In a narrowly focused and carefully crafted survey, almost 300 U.S.-based, law enforcement, fire and emergency services personnel answered some critical questions about how public safety drone programs in the AIRT and DRONERESPONDERS Spring 2020 Public Safety UAS Survey. In a media briefing this morning, Christopher Todd, Executive Director of the Airborne International Response Team (AIRT) and Chief Charles Werner (ret.), Director of DRONERESPONDERS, revealed what actual members of the public safety community at the local and state level are thinking about the drone programs in their department.
“We’re trying to do this to continually learn where we are in the drone industry,” says Werner. “We’re trying to keep improving the services we offer.” Despite headwinds caused by COVID-19, legislative proposals, and a lack of funding, public safety is a growing sector for the drone industry. More agencies are doing more with drone technology.
More than half of the public safety personnel responding said that their drone programs are now more than a year old, but the use of drones is still limited – most departments (about 59%) are still only flying 1-5 missions per month. Comparison with the fall survey, however, shows that the number is on the rise – and the variety of missions and applications is growing. More than 80% of responders use drones for training and exercises in their departments: and more than 50% use drones to acquire live stream data for incident command and control. Departments are also using drone technology for crime scene investigation, target search, forensic documentation – and interestingly, survey responses indicate cooperation between police and fire agencies when it comes to drone missions.
Here are answers to a few of the other critical questions that the survey asked.

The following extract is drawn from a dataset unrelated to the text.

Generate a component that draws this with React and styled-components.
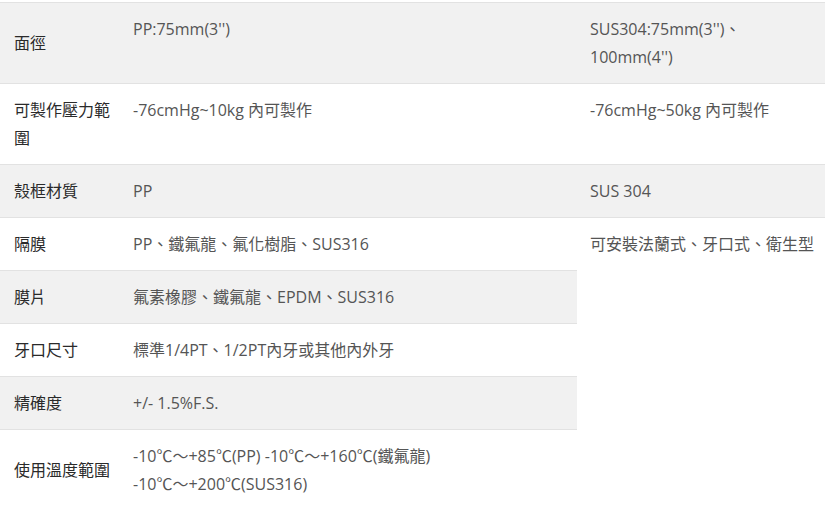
import styled, { createGlobalStyle } from "styled-components";

const GlobalStyle = createGlobalStyle`
  html, body {
    margin: 0;
    padding: 0;
    background: #ffffff;
  }
  body {
    font-family: "Open Sans", "Noto Sans CJK TC", sans-serif;
  }
`;

const rows = [
  {
    label: "面徑",
    pp: "PP:75mm(3'')",
    sus: (
      <>
        SUS304:75mm(3'')、
        <br />
        100mm(4'')
      </>
    ),
  },
  {
    label: "可製作壓力範圍",
    pp: "-76cmHg~10kg 內可製作",
    sus: "-76cmHg~50kg 內可製作",
  },
  { label: "殼框材質", pp: "PP", sus: "SUS 304" },
  {
    label: "隔膜",
    pp: "PP、鐵氟龍、氟化樹脂、SUS316",
    sus: "可安裝法蘭式、牙口式、衛生型",
    span: 5,
  },
  { label: "膜片", pp: "氟素橡膠、鐵氟龍、EPDM、SUS316" },
  { label: "牙口尺寸", pp: "標準1/4PT、1/2PT內牙或其他內外牙" },
  { label: "精確度", pp: "+/- 1.5%F.S." },
  {
    label: "使用溫度範圍",
    pp: (
      <>
        -10℃～+85℃(PP) -10℃～+160℃(鐵氟龍)
        <br />
        -10℃～+200℃(SUS316)
      </>
    ),
  },
];

export default function App() {
  return (
    <>
      <GlobalStyle />
      <Wrapper>
        <SpecTable>
          <colgroup>
            <col style={{ width: 120 }} />
            <col style={{ width: 457 }} />
            <col />
          </colgroup>
          <tbody>
            {rows.map((row, i) => (
              <Row key={row.label} $striped={i % 2 === 0}>
                <Label>{row.label}</Label>
                <Cell>{row.pp}</Cell>
                {row.sus && (
                  <Cell rowSpan={row.span || 1} $plain={!!row.span}>
                    {row.sus}
                  </Cell>
                )}
              </Row>
            ))}
          </tbody>
        </SpecTable>
      </Wrapper>
    </>
  );
}

const Wrapper = styled.div`
  width: 825px;
  padding-top: 2px;
`;

const SpecTable = styled.table`
  width: 100%;
  border-collapse: collapse;
  table-layout: fixed;
  font-size: 16px;
  line-height: 28px;
  color: #555555;
`;

const Row = styled.tr`
  background-color: ${(p) => (p.$striped ? "#f1f1f1" : "#ffffff")};
  border-top: 1px solid #e2e2e2;
`;

const Label = styled.td`
  padding: 12px 4px 12px 14px;
  vertical-align: middle;
  color: #2a2a2a;
  font-weight: 400;
`;

const Cell = styled.td`
  padding: 12px 4px 12px 13px;
  vertical-align: top;
  background-color: ${(p) => (p.$plain ? "#ffffff" : "inherit")};
`;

How are public safety agencies funding their drone programs?
Unfortunately, most public safety agency drone programs are operating on a shoestring. A stunning percentage – greater than 60% – of public safety agencies are operating on less than $10,000 per year: about 23% are operating a drone program on less than $1,000.
“It’s why we see equipment like the ANAFI or the Mavic Air getting a lot of play,” says Todd. “They’re reliable and they are relatively inexpensive: they are much more accessible to these programs.”
More than 60% of the survey participants said that grant programs or donations were extremely important to their programs. Werner says that having participated in the grant process, he believes that the majority of those grant programs involve federal funding – either Homeland Security or FEMA – that passes through state programs.
Despite budget limitations, a healthy percentage of respondents – almost 30% – still plan to purchase new hardware before the end of the 2020 calendar year.
What Drones are Public Safety Agencies Using?
When it comes to hardware, the survey revealed a few significant trends. Unsurprisingly, the vast majority of drones in the public safety fleet are DJI – more than 90% of responders said that their program incudes DJI drones. But in a sector that is tight on money and holds on to hardware as long as it works – some departments are still flying 3DR Solos, even though they are no longer manufactured – newcomer Skydio has made its mark. Only 9 months after Skydio 2 came out, 11% of respondents say they are flying Skydio hardware.
That’s because of Skydio’s functionality, not necessarily because they’re a U.S.-based company, says Charles Werner. “In my personal opinion, people purchase because of the sense and avoid technolgoy – the U.S. manufacturing was just icing on the cake,” he says.
Public Safety Operations and Flight Beyond Visual Line of Sight
Flight beyond visual line of sight (BVLOS) has been a hot topic in the drone industry for a long time. More than 75% of survey responders say that flight BVLOS would be useful for their operations.
While most people think of BVLOS flight in terms of distance, for applications like pipeline inspections, “In public safety, beyond visual line of sight could have a totally different connotation,” says Todd. “It could be a fire department needing to fly around the back of a house, or a police department in an active shooter situation needing to fly around a corner.”
Is the FAA meeting the needs of public safety drone programs?
In a very encouraging shift, most responders feel that the FAA is doing a good job meeting the needs of public safety programs – and the responses have improved since the Fall survey.
Werner explains that the FAA has improved some very important and significant processes for the sector, including SGI (Special Government Interests) flight permissions- formerly called E-COAs, or Emergency COAs. This situation may arise when a public safety agency operating within the 5 mile limits of a public airport needs to fly a drone mission on an emergency basis. “We’ve been able to get permissions to fly within minutes – and they handle deconfliction within that airspace,” says Werner. The shift represents hard work on the part of the FAA to support public safety missions, particularly significant in light of the current COVID-19 crisis.
Overall, the news is good. Despite COVID-19, funding issues, and politics, public safety agencies continue to adopt drone technology. “In our assessments, public agency drone programs are growing,” says Todd. “However, [agencies] are continuing to have to bootstrap their programs.”